* WHAT TO WORK ON
Select, from the material below, each line with "page" in it.

* EXTRACTED INFORMATION
------------

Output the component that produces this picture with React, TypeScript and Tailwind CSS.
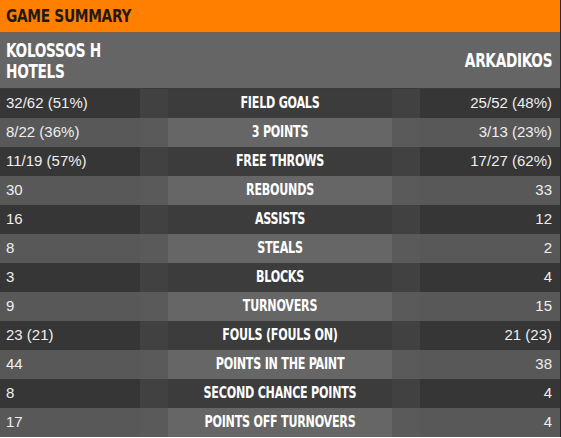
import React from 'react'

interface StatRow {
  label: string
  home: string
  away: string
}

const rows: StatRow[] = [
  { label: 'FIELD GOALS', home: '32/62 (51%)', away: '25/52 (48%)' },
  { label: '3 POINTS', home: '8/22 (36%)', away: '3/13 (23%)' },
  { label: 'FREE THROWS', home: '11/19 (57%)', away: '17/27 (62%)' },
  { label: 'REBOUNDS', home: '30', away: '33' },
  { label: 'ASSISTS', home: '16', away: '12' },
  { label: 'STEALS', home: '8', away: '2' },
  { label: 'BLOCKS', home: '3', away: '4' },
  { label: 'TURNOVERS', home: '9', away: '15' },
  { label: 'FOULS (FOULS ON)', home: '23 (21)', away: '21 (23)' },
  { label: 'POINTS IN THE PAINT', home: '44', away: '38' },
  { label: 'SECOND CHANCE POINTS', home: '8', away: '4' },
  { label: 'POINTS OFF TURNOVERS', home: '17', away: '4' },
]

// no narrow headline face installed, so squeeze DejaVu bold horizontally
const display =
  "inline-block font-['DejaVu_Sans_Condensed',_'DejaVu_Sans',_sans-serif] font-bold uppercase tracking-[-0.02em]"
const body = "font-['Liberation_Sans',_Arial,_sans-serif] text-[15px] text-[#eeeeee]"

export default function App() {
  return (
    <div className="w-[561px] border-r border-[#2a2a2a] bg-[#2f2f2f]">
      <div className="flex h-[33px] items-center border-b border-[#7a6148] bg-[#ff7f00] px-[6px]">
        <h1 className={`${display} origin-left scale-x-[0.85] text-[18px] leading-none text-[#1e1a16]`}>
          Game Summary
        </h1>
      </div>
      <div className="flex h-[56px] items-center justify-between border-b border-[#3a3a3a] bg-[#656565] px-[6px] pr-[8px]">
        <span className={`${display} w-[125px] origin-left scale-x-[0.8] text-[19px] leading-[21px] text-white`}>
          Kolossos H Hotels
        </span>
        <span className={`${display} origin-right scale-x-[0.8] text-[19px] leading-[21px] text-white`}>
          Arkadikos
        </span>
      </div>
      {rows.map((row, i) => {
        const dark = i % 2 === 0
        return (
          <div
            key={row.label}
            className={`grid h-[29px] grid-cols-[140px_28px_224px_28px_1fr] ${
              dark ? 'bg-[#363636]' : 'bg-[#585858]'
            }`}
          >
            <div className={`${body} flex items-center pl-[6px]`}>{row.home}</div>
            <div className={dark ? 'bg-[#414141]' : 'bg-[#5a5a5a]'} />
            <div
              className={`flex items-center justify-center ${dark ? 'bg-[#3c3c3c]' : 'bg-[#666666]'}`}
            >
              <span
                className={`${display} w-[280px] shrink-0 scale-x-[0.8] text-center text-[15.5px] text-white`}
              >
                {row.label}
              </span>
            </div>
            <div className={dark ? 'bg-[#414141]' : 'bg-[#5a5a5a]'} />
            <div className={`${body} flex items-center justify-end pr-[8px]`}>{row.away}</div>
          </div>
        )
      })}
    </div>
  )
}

------------

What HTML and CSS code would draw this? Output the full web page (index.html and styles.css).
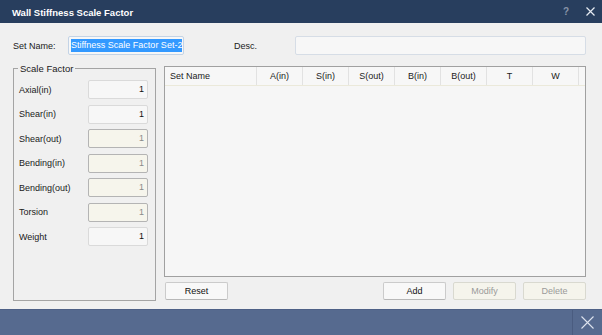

------------

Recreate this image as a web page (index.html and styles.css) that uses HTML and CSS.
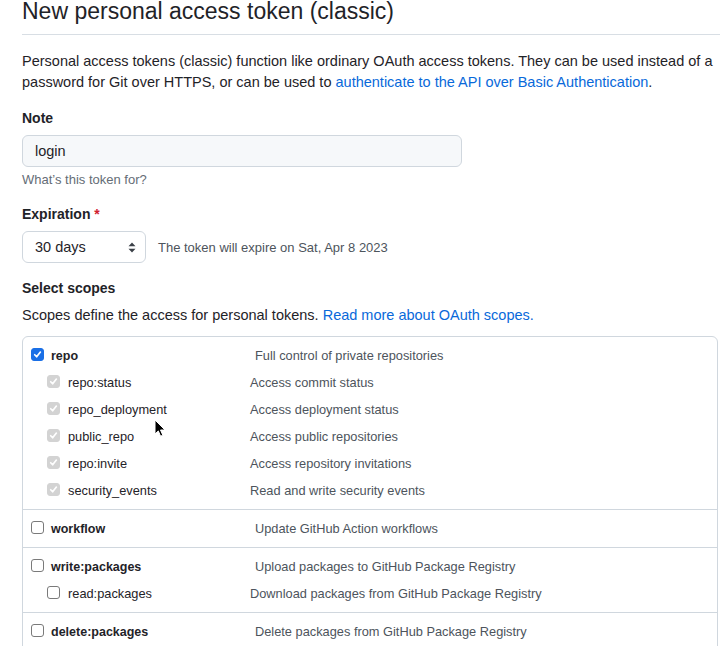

------------

* FULL SOLUTION
What HTML and CSS code would draw this? Output the full web page (index.html and styles.css).
Recreate this image as a web page (index.html and styles.css) that uses HTML and CSS.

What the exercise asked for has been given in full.